Man finde, heißt es bei Lessing weiter, "wohl an jedem Menschen etwas auszusetzen" - und hier wird es dann in Niederprüm ganz aktuell, auch in der Inszenierung.
Der ganze Saal ist Bühne


Denn nicht alles spielt sich auf der Bühne ab: Im Publikum erheben sich einige Schülerinnen und sprechen - als Flüchtlinge, über Flüchtlinge, über Behinderte, über alle, die "anders" sind. So schaffen sie es, den Nathan ins Heute zu holen. Auch durch die Kommentierung aus aktueller Sicht, übernommen von "Vinzenz", den Nikolas Keil darstellt. Unlustig zunächst, will er sich doch gar nicht mit diesem alten Schinken befassen an seinem eigentlich freien Wochenende - aber dann packt es auch ihn.
Von William Shakespeare haben sich die Theatermacher den Puck aus dem Sommernachtstraum geliehen - dargestellt von mehreren Schülern, die auf Inlinern durch die Gänge huschen und sozusagen als rollender Chor die Gefühlslage der Akteure kommentieren.
Auf der Bühne runden Elemente aus dem Schattentheater die ideenreiche Inszenierung in perfekt ergänzender Weise ab. Auch die Musik dazu harmoniert mit dem Geschehen, geboten von einer Streichergruppe unter der Leitung von Thomas Rippinger, der auch die Arrangements verfasste.
Schlüsselszene ist natürlich die Ringparabel - in der Nathan dem Sultan Saladin darlegt, dass Gott keiner der drei großen Religionen Islam, Juden- und Christentum den Vorzug gibt. Kernaussage des Gleichnisses, wie Schulleiter Andreas Ostermann sagt: "Dass es an jedem Einzelnen liegt, sein Plädoyer für Toleranz, Menschlichkeit und Versöhnung in der eigenen Lebenswirklichkeit umzusetzen".
Wie aber sagt der Sultan bei Gotthold Ephraim Lessing? "Ich bin stets ein Freund gewesen von Geschichtchen, gut erzählt." Das gilt auch hier.
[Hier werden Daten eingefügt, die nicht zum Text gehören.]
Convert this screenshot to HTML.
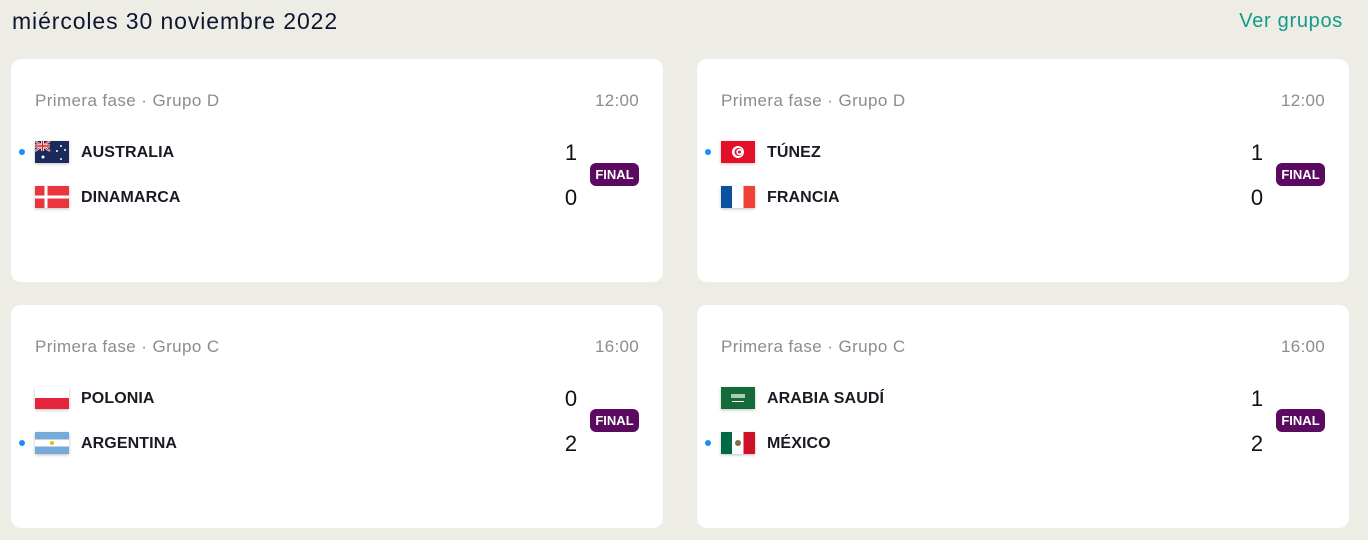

Kein Wunder, dass der Muslim Saladin am Ende zum Juden Nathan sagt: "Geh! Aber sei mein Freund."
Fazit: Ein großes Geschichtchen, mitreißend dargeboten. Großer Jubel, lang anhaltender Applaus des Publikums, das sich am Ende von seinen Stühlen erhebt. In der kommenden Woche tagt die Wettbewerbs-Jury, einige Tausend Euro sind zu gewinnen - den Niederprümern wäre nach dem inhaltlichen und künstlerischen Erfolg auch der finanzielle sehr zu gönnen.
Extra

 Sieht ganz nach Ringparabel aus: Sultan Saladin (Sophia Weis, links) und Nathan (Jeremy Hansen).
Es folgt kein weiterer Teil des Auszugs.